By John Gard
GWRRA #117760 • Huron, South Dakota

It’s the weekend! So, you take a ride in the country. You ride to an area where you spent several years growing up on the farm. The old farmstead has changed. The yard, where you once played, is now overgrown with tall grass. As you enter the neglected farmyard and park the bike, you reminisce on how the property used to look.
What hazards can you expect when you ride off the beaten path, such as at this farm area? Potential hidden perils could include mud, objects that might puncture a tire, or holes in the ground. The hole in the photo is a real beauty, measuring six inches deep and nineteen inches long! Note how well the recently mowed hay camouflages it. (I placed a ruler into the hole to give an idea of the depth.) If a front tire should drop in, it would take some extra maneuvering on your part to free your bike. Also, consider the danger of stepping in this hole while straddling your Wing and ultimately losing your balance. Enough said.
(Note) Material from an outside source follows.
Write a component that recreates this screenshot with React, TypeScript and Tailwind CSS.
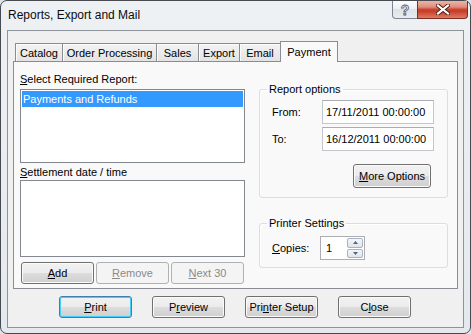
import { FC, ReactNode } from "react";

const btnBase =
  "flex items-center justify-center rounded-[3px] border text-[11px] leading-none";
const btnNormal =
  "border-[#707070] text-black bg-[linear-gradient(to_bottom,#f2f2f2_0%,#ebebeb_50%,#dddddd_50%,#cfcfcf_100%)] shadow-[inset_0_0_0_1px_#fbfbfb]";
const btnFocus =
  "border-[#3c7fb1] text-black bg-[linear-gradient(to_bottom,#f2f2f2_0%,#ebebeb_50%,#dddddd_50%,#cfcfcf_100%)] shadow-[inset_0_0_0_1px_#48cdfa]";
const btnDisabled = "border-[#adb2b5] text-[#8a8a8a] bg-[#f4f4f4]";

interface IBtnProps {
  className: string;
  variant?: "normal" | "focus" | "disabled";
  children: ReactNode;
}

const WinButton: FC<IBtnProps> = ({ className, variant = "normal", children }) => {
  const look =
    variant === "focus" ? btnFocus : variant === "disabled" ? btnDisabled : btnNormal;
  return <div className={`${btnBase} ${look} ${className}`}>{children}</div>;
};

const tabs = [
  { label: "Catalog", w: "w-[48px]" },
  { label: "Order Processing", w: "w-[95px]" },
  { label: "Sales", w: "w-[43px]" },
  { label: "Export", w: "w-[42px]" },
  { label: "Email", w: "w-[42px]" },
];

export default function App() {
  return (
    <div className="w-[471px] h-[334px] overflow-hidden bg-[#dfe4ea] font-['Liberation_Sans',Arial,sans-serif] text-black">
      <div className="w-[471px] h-[334px] rounded-[7px] border border-[#474a4e] bg-[linear-gradient(to_bottom,#eef1f4,#e4e9ee)] flex flex-col">
        {/* title bar */}
        <div className="h-[29px] flex items-start justify-between">
          <div className="pl-[7px] pt-[7px] text-[12px] leading-[15px] text-[#0b0b0b]">
            Reports, Export and Mail
          </div>
          <div className="flex mr-[2px]">
            <div className="w-[26px] h-[18px] rounded-bl-[4px] border border-t-0 border-[#7c8590] bg-[linear-gradient(to_bottom,#fbfcfd_0%,#eceff2_50%,#dde2e7_50%,#e8ecf0_100%)] flex items-center justify-center">
              <span className="text-[14px] leading-none font-bold text-[#f4f4f4] [-webkit-text-stroke:0.8px_#5a5a5a]">
                ?
              </span>
            </div>
            <div className="w-[51px] h-[18px] -ml-px rounded-br-[4px] border border-t-0 border-[#7a2e24] bg-[linear-gradient(to_bottom,#eeb3a6_0%,#e08e7e_35%,#c8442f_50%,#c73d28_60%,#e07a64_100%)] flex items-center justify-center">
              <svg width="14" height="11" viewBox="0 0 14 11">
                <path d="M2 1.5 L12 9.5 M12 1.5 L2 9.5" stroke="#4a1a12" strokeWidth="4" strokeLinecap="square" />
                <path d="M2 1.5 L12 9.5 M12 1.5 L2 9.5" stroke="#ffffff" strokeWidth="2.2" strokeLinecap="square" />
              </svg>
            </div>
          </div>
        </div>

        {/* client area */}
        <div className="ml-[6px] w-[457px] h-[298px] border border-[#8e9399] bg-[#f0f0f0] pt-[10px] pl-[5px] text-[11px]">
          {/* tab strip */}
          <div className="flex items-end h-[20px] ml-[2px]">
            {tabs.map((t, i) => (
              <div
                key={t.label}
                className={`${t.w} ${i > 0 ? "-ml-px" : ""} h-[18px] border border-b-0 border-[#898c95] bg-[linear-gradient(to_bottom,#f3f3f3,#e3e3e3)] shadow-[inset_1px_1px_0_#fcfcfc] flex items-center justify-center pt-[2px] leading-none`}
              >
                {t.label}
              </div>
            ))}
            <div className="w-[58px] -ml-px h-[21px] -mb-px relative z-10 border border-b-0 border-[#898c95] bg-[#f9f9f9] flex items-start justify-center pt-[5px] leading-none">
              Payment
            </div>
          </div>

          {/* tab page */}
          <div className="w-[445px] h-[228px] border border-[#898c95] bg-[#f9f9f9] flex pt-[11px] pl-[6px]">
            {/* left column */}
            <div className="w-[225px] flex flex-col">
              <div className="h-[13px] leading-[13px]">
                <u>S</u>elect Required Report:
              </div>
              <div className="mt-[3px] h-[74px] border border-[#828790] bg-white p-px">
                <div className="h-[16px] leading-[16px] bg-[#3399ff] text-white pl-px">
                  Payments and Refunds
                </div>
              </div>
              <div className="mt-[3px] h-[13px] leading-[13px]">
                <u>S</u>ettlement date / time
              </div>
              <div className="mt-px h-[77px] border border-[#828790] bg-white" />
              <div className="mt-[5px] ml-px flex gap-[2px]">
                <WinButton className="w-[73px] h-[22px]">
                  <u>A</u>dd
                </WinButton>
                <WinButton className="w-[73px] h-[22px]" variant="disabled">
                  <u>R</u>emove
                </WinButton>
                <WinButton className="w-[73px] h-[22px]" variant="disabled">
                  <u>N</u>ext 30
                </WinButton>
              </div>
            </div>

            {/* right column */}
            <div className="ml-[14px] w-[189px] flex flex-col mt-[10px]">
              <fieldset className="border border-[#d5dfe5] rounded-[3px] px-[7px] pb-[9px] shadow-[inset_1px_1px_0_#ffffff]">
                <legend className="px-[2px] leading-[13px]">Report options</legend>
                <div className="mt-[4px] pl-[5px] flex items-center h-[24px]">
                  <div className="w-[50px]">From:</div>
                  <div className="w-[112px] h-[24px] border border-[#c3c6cb] border-t-[#abadb3] bg-white pl-[3px] flex items-center">
                    17/11/2011 00:00:00
                  </div>
                </div>
                <div className="mt-[3px] pl-[5px] flex items-center h-[24px]">
                  <div className="w-[50px]">To:</div>
                  <div className="w-[112px] h-[24px] border border-[#c3c6cb] border-t-[#abadb3] bg-white pl-[3px] flex items-center">
                    16/12/2011 00:00:00
                  </div>
                </div>
                <WinButton className="mt-[13px] ml-[86px] w-[78px] h-[24px]">
                  <u>M</u>ore Options
                </WinButton>
              </fieldset>

              <fieldset className="mt-[19px] border border-[#d5dfe5] rounded-[3px] px-[7px] pb-[7px] shadow-[inset_1px_1px_0_#ffffff]">
                <legend className="px-[2px] leading-[13px]">Printer Settings</legend>
                <div className="mt-[6px] pl-[5px] flex items-center h-[24px]">
                  <div className="w-[48px]">
                    <u>C</u>opies:
                  </div>
                  <div className="w-[45px] h-[24px] border border-[#abadb3] bg-white flex p-px">
                    <div className="flex-1 pl-[4px] flex items-center">1</div>
                    <div className="w-[16px] flex flex-col gap-px">
                      <div className="h-[10px] border border-[#a9b3bf] rounded-[2px] bg-[linear-gradient(to_bottom,#f4f6f8,#dfe5eb)] flex items-center justify-center">
                        <svg width="5" height="3" viewBox="0 0 5 3">
                          <path d="M0 3 L2.5 0 L5 3 Z" fill="#4f6587" />
                        </svg>
                      </div>
                      <div className="h-[10px] border border-[#a9b3bf] rounded-[2px] bg-[linear-gradient(to_bottom,#f4f6f8,#dfe5eb)] flex items-center justify-center">
                        <svg width="5" height="3" viewBox="0 0 5 3">
                          <path d="M0 0 L5 0 L2.5 3 Z" fill="#4f6587" />
                        </svg>
                      </div>
                    </div>
                  </div>
                </div>
              </fieldset>
            </div>
          </div>

          {/* bottom buttons */}
          <div className="mt-[7px] pl-[46px] flex gap-[20px]">
            <WinButton className="w-[73px] h-[22px]" variant="focus">
              <u>P</u>rint
            </WinButton>
            <WinButton className="w-[73px] h-[22px]">
              P<u>r</u>eview
            </WinButton>
            <WinButton className="w-[73px] h-[22px]">
              Pri<u>n</u>ter Setup
            </WinButton>
            <WinButton className="w-[73px] h-[22px]">
              C<u>l</u>ose
            </WinButton>
          </div>
        </div>
      </div>
    </div>
  );
}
The Wing, because of its length, will not turn around in as tight a space as a smaller bike such as a scooter. As a result, wide turns are often the norm even with the handlebars locked in the direction of the turn. Wide turns work well where a large area of road surface is clearly visible. However, in a situation where there is limited visibility, it’s wise to maneuver your bike only in an area that is clearly visible both in front and behind your Wing. In turning, you may have to inch forward then backward, repeating this process several times to get pointed in the right direction.
At times we choose to ride off the beaten path. It may be a stop to see the oil well that is pumping, snap a closeup photo of the deer by the creek, or to view the old farmstead where you once grew up. When road surface visibility is restricted, creative turning on your part should keep you clear of hidden hazards.